Many meats and poultry can be frozen for up to a year while bread products are best used within 3 months. Fish and Shellfish are trickier as items in the showcase are likely to have been previously frozen so refreezing might compromise the quality. The safer bet, in this case, would be to buy these items in the freezer section of the seafood department.

Many fresh fruits, vegetables and berries can be prepped (seeded/peeled and sliced/chopped) then spread in a single layer and placed in the freezer. When solid, they can be stored in airtight containers in the freezer for 12-18 months. While they will not retain the crisp texture they had when fresh, they will work perfectly well for cooking and pureeing.

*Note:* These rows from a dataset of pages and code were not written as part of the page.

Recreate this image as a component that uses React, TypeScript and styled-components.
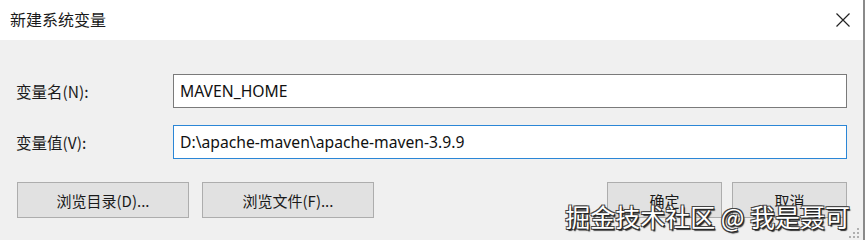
import React from "react";
import styled, { createGlobalStyle } from "styled-components";

const Global = createGlobalStyle`
  html, body { margin: 0; padding: 0; background: #ffffff; }
  #root { width: 865px; height: 240px; }
`;

const Dialog = styled.div`
  position: relative;
  width: 865px;
  height: 240px;
  box-sizing: border-box;
  border-right: 2px solid #8a8a8a;
  display: flex;
  flex-direction: column;
  font-family: "Noto Sans", "Noto Sans CJK SC", sans-serif;
  overflow: hidden;
`;

const TitleBar = styled.div`
  height: 40px;
  flex: none;
  background: #ffffff;
  display: flex;
  align-items: center;
  justify-content: space-between;
  padding: 0 12px 2px 10px;
  box-sizing: border-box;
`;

const Title = styled.div`
  font-family: "Noto Sans CJK SC", sans-serif;
  font-size: 16px;
  color: #1a1a1a;
`;

const CloseIcon = styled.svg`
  width: 16px;
  height: 16px;
  margin-top: 2px;
`;

const Body = styled.div`
  flex: 1;
  background: #f0f0f0;
  padding: 34px 16px 0 16px;
  display: flex;
  flex-direction: column;
`;

const Row = styled.div<{ $gap: number }>`
  display: flex;
  align-items: center;
  margin-bottom: ${(p) => p.$gap}px;
`;

const Label = styled.div`
  width: 157px;
  flex: none;
  font-family: "Noto Sans CJK SC", sans-serif;
  font-size: 15.5px;
  color: #1a1a1a;
`;

const Field = styled.div<{ $focused?: boolean }>`
  width: 674px;
  height: 34px;
  box-sizing: border-box;
  background: #ffffff;
  border: 1px solid ${(p) => (p.$focused ? "#2b86d6" : "#7a7a7a")};
  display: flex;
  align-items: center;
  padding-left: 6px;
  font-family: "Noto Sans", sans-serif;
  font-size: 15.7px;
  color: #111;
`;

const ButtonRow = styled.div`
  display: flex;
  align-items: center;
  padding-left: 1px;
`;

const Group = styled.div<{ $gap: number }>`
  display: flex;
  gap: ${(p) => p.$gap}px;
`;

const Spacer = styled.div`
  flex: 1;
`;

const Button = styled.div<{ $w: number }>`
  width: ${(p) => p.$w}px;
  height: 36px;
  box-sizing: border-box;
  background: #e1e1e1;
  border: 1px solid #adadad;
  display: flex;
  align-items: center;
  justify-content: center;
  font-family: "Noto Sans CJK SC", sans-serif;
  font-size: 15px;
  color: #1a1a1a;
`;

const Watermark = styled.div`
  position: absolute;
  right: 13px;
  bottom: 11px;
  font-family: "Noto Sans CJK SC", sans-serif;
  font-size: 25px;
  line-height: 1;
  color: #ffffff;
  text-shadow: 1px 1px 0 #222, -1px -1px 0 #444, 1px -1px 0 #444, -1px 1px 0 #444, 1.5px 1.5px 1px #333;
  white-space: pre;
`;

const Grip = styled.svg`
  position: absolute;
  right: 4px;
  bottom: 2px;
  width: 12px;
  height: 12px;
`;

export default function App() {
  return (
    <>
      <Global />
      <Dialog>
        <TitleBar>
          <Title>新建系统变量</Title>
          <CloseIcon viewBox="0 0 16 16">
            <path d="M1.5 1.5 L14.5 14.5 M14.5 1.5 L1.5 14.5" stroke="#222" strokeWidth="1.2" fill="none" />
          </CloseIcon>
        </TitleBar>
        <Body>
          <Row $gap={17}>
            <Label>变量名(N):</Label>
            <Field>MAVEN_HOME</Field>
          </Row>
          <Row $gap={23}>
            <Label>变量值(V):</Label>
            <Field $focused>D:\apache-maven\apache-maven-3.9.9</Field>
          </Row>
          <ButtonRow>
            <Group $gap={13}>
              <Button $w={172}>浏览目录(D)...</Button>
              <Button $w={172}>浏览文件(F)...</Button>
            </Group>
            <Spacer />
            <Group $gap={10}>
              <Button $w={115}>确定</Button>
              <Button $w={115}>取消</Button>
            </Group>
          </ButtonRow>
        </Body>
        <Watermark>掘金技术社区 @ 我是聂可</Watermark>
        <Grip viewBox="0 0 12 12">
          {[
            [10, 2],
            [10, 6],
            [6, 6],
            [10, 10],
            [6, 10],
            [2, 10],
          ].map(([x, y], i) => (
            <rect key={i} x={x} y={y} width="2" height="2" fill="#b0b0b0" />
          ))}
        </Grip>
      </Dialog>
    </>
  );
}
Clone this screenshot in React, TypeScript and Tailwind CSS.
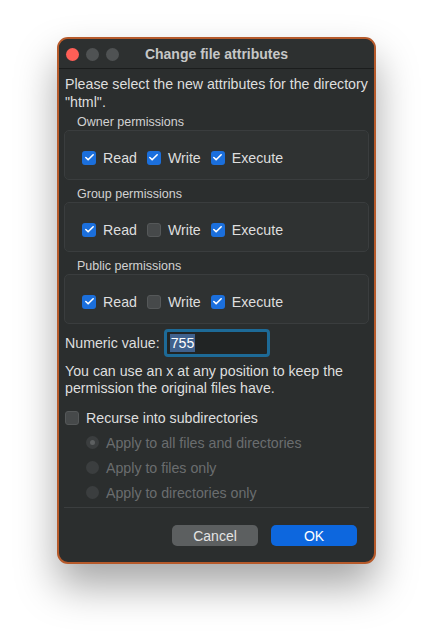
import { Check } from "lucide-react";

type Perm = { label: string; read: boolean; write: boolean; execute: boolean };

const perms: Perm[] = [
  { label: "Owner permissions", read: true, write: true, execute: true },
  { label: "Group permissions", read: true, write: false, execute: true },
  { label: "Public permissions", read: true, write: false, execute: true },
];

function Box({ checked }: { checked: boolean }) {
  return checked ? (
    <span className="flex h-[14px] w-[14px] items-center justify-center rounded-[3px] bg-[#1b6fdc]">
      <Check className="h-[11px] w-[11px] text-white" strokeWidth={3.5} />
    </span>
  ) : (
    <span className="h-[14px] w-[14px] rounded-[3px] border border-[#555859] bg-[#46494a]" />
  );
}

function Option({ checked, label }: { checked: boolean; label: string }) {
  return (
    <label className="flex items-center gap-[7px]">
      <Box checked={checked} />
      <span>{label}</span>
    </label>
  );
}

function Radio({ on, label }: { on?: boolean; label: string }) {
  return (
    <div className="flex h-[25px] items-center gap-[7px] pl-[22px] text-[#6a6d6e]">
      <span className="flex h-[13px] w-[13px] items-center justify-center rounded-full bg-[#3b3e3f]">
        {on && <span className="h-[5px] w-[5px] rounded-full bg-[#5d6061]" />}
      </span>
      <span>{label}</span>
    </div>
  );
}

export default function App() {
  return (
    <div className="h-[640px] w-[434px] bg-white pl-[57px] pt-[37px] font-['Liberation_Sans',Arial,sans-serif]">
      <div className="flex h-[527px] w-[319px] flex-col overflow-hidden rounded-[11px] border-2 border-[#b65a2b] bg-[#2b2e2e] text-[14.2px] leading-[18px] text-[#dedede] shadow-[0_22px_40px_rgba(0,0,0,0.35)]">
        <div className="relative flex h-[30px] shrink-0 items-center justify-center border-b border-[#1b1d1d] bg-[#2d3030]">
          <div className="absolute left-[7px] top-[9px] flex gap-[7px]">
            <span className="h-[13px] w-[13px] rounded-full bg-[#fe5f57]" />
            <span className="h-[13px] w-[13px] rounded-full bg-[#4f5253]" />
            <span className="h-[13px] w-[13px] rounded-full bg-[#4f5253]" />
          </div>
          <span className="text-[14px] font-bold text-[#c6c7c7]">Change file attributes</span>
        </div>

        <div className="flex flex-1 flex-col px-[5px] pt-[6px]">
          <p className="pl-[1px]">
            Please select the new attributes for the directory "html".
          </p>

          {perms.map((p, i) => (
            <div key={p.label} className={i === 0 ? "mt-[4px]" : "mt-[7px]"}>
              <p className="pl-[13px] text-[12.5px] leading-[15px] text-[#d2d2d2]">{p.label}</p>
              <div className="flex h-[50px] items-center gap-[10px] rounded-[5px] border border-[#3a3d3e] bg-[#2f3232] pl-[17px] pt-[5px]">
                <Option checked={p.read} label="Read" />
                <Option checked={p.write} label="Write" />
                <Option checked={p.execute} label="Execute" />
              </div>
            </div>
          ))}

          <div className="mt-[5px] flex items-center gap-[4px] pl-[1px]">
            <span>Numeric value:</span>
            <div className="flex h-[28px] w-[106px] items-center rounded-[4px] border-[3px] border-[#1d6a97] bg-[#212424] pl-[3px]">
              <span className="bg-[#40618d] px-[1px] text-white">755</span>
            </div>
          </div>

          <p className="mt-[6px] pl-[1px] leading-[17px]">
            You can use an x at any position to keep the permission the original files have.
          </p>

          <div className="mt-[12px] flex items-center gap-[7px] pl-[1px]">
            <Box checked={false} />
            <span>Recurse into subdirectories</span>
          </div>

          <div className="mt-[3px]">
            <Radio on label="Apply to all files and directories" />
            <Radio label="Apply to files only" />
            <Radio label="Apply to directories only" />
          </div>

          <div className="mt-[2px] border-t border-[#3b3e3f]" />

          <div className="mt-[17px] flex justify-end gap-[13px] pr-[12px]">
            <button className="h-[21px] w-[86px] rounded-[5px] bg-[#5c5f60] text-[14px] text-[#e4e4e4]">
              Cancel
            </button>
            <button className="h-[21px] w-[86px] rounded-[5px] bg-[#0d67de] text-[14px] text-white">
              OK
            </button>
          </div>
        </div>
      </div>
    </div>
  );
}
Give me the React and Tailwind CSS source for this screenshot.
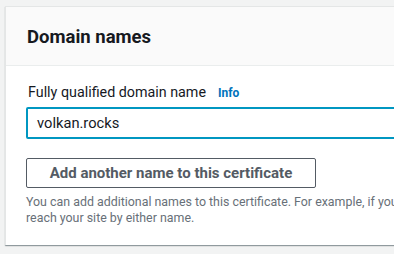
import React from 'react';

const App = () => {
    return (
        <div className="w-[394px] h-[254px] overflow-hidden bg-[#f2f3f3] pt-[6px] pl-[5px]" style={{ fontFamily: 'Roboto, "Noto Sans", Arial, sans-serif' }}>
            <div className="w-[420px] bg-white border-l border-t border-[#e4e6e6] shadow-[0_1px_1px_0_rgba(0,28,36,0.3),1px_1px_1px_0_rgba(0,28,36,0.15)]">
                <div className="h-[59px] bg-[#fafafa] border-b border-[#eaeded] pl-[21px] pt-[1px] flex items-center">
                    <h2 className="text-[18.5px] font-bold text-[#16191f] leading-[22px]">Domain names</h2>
                </div>
                <div className="pl-[20px] pt-[15px] pb-[19px]">
                    <div className="flex items-baseline gap-[12px] pl-[2px] h-[22px]">
                        <span className="text-[14.3px] text-[#16191f] leading-[22px]">Fully qualified domain name</span>
                        <span className="text-[12px] font-bold text-[#0073bb] leading-[22px]">Info</span>
                    </div>
                    <div className="mt-[4px] h-[32px] border-2 border-[#0097c1] rounded-[2px] flex items-center pl-[9px]">
                        <span className="text-[14.7px] text-[#16191f]">volkan.rocks</span>
                    </div>
                    <button className="mt-[19px] w-[290px] h-[30px] border border-[#545b64] rounded-[2px] bg-white text-[15px] font-bold text-[#545b64] flex items-center justify-center">
                        Add another name to this certificate
                    </button>
                    <div className="mt-[6px] text-[12.4px] leading-[16px] text-[#687078] whitespace-nowrap">
                        <p>You can add additional names to this certificate. For example, if you're requesting a certificate for "www.example.com", you might want to add "example.com" so that customers can</p>
                        <p>reach your site by either name.</p>
                    </div>
                </div>
            </div>
        </div>
    );
};

export default App;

This leaves the vast number of shelf-stable and refrigerated items that are available in larger “family size” portions but would not hold up to being frozen. This is where the expiration or sell-by date comes in. Look at the date and ask yourself if you will realistically use it all before then. If the answer is no, it’s better to opt for smaller or single-serve portions. You’re not saving money if you end up throwing the food away.

Frozen Foods Are Your Friend (or Buying Whole Foods Frozen)

Frozen Foods Are Your Friend (or Buying Whole Foods Frozen)
Frozen Foods Are Your Friend (or Buying Whole Foods Frozen)

What’s the first thing you think of when you think of the frozen food aisle? Pizza? Corn dogs? Ice cream?

A large portion of that part of the store is dedicated to processed foods. But if you look a little closer, you’ll find plenty of healthy choices there.

For a single person, buying whole foods frozen might be the answer to your prayers. Think vegetables, fruits, berries and bread. No prep. No waste. No muss. No fuss.

Be aware that there are pitfalls even in the healthy section of the deep freeze (who knew?). Avoid vegetables with added ingredients such as sauces or cheese. And don’t bother with the more expensive “steam in” bags as you probably won’t be cooking an entire 12-16 oz bag to eat in one sitting. Make sure fruits are packaged without added sugar or syrups. When in doubt, read the ingredient label. The only item listed there should match the picture on the front of the container.

On Your Mark…Get Set…Go!!!!!!

On Your Mark...Get Set...Go!!!!!!
On Your Mark…Get Set…Go!!!!!!

It’s time to take a deep breath, get out there and shop. You’ve got this.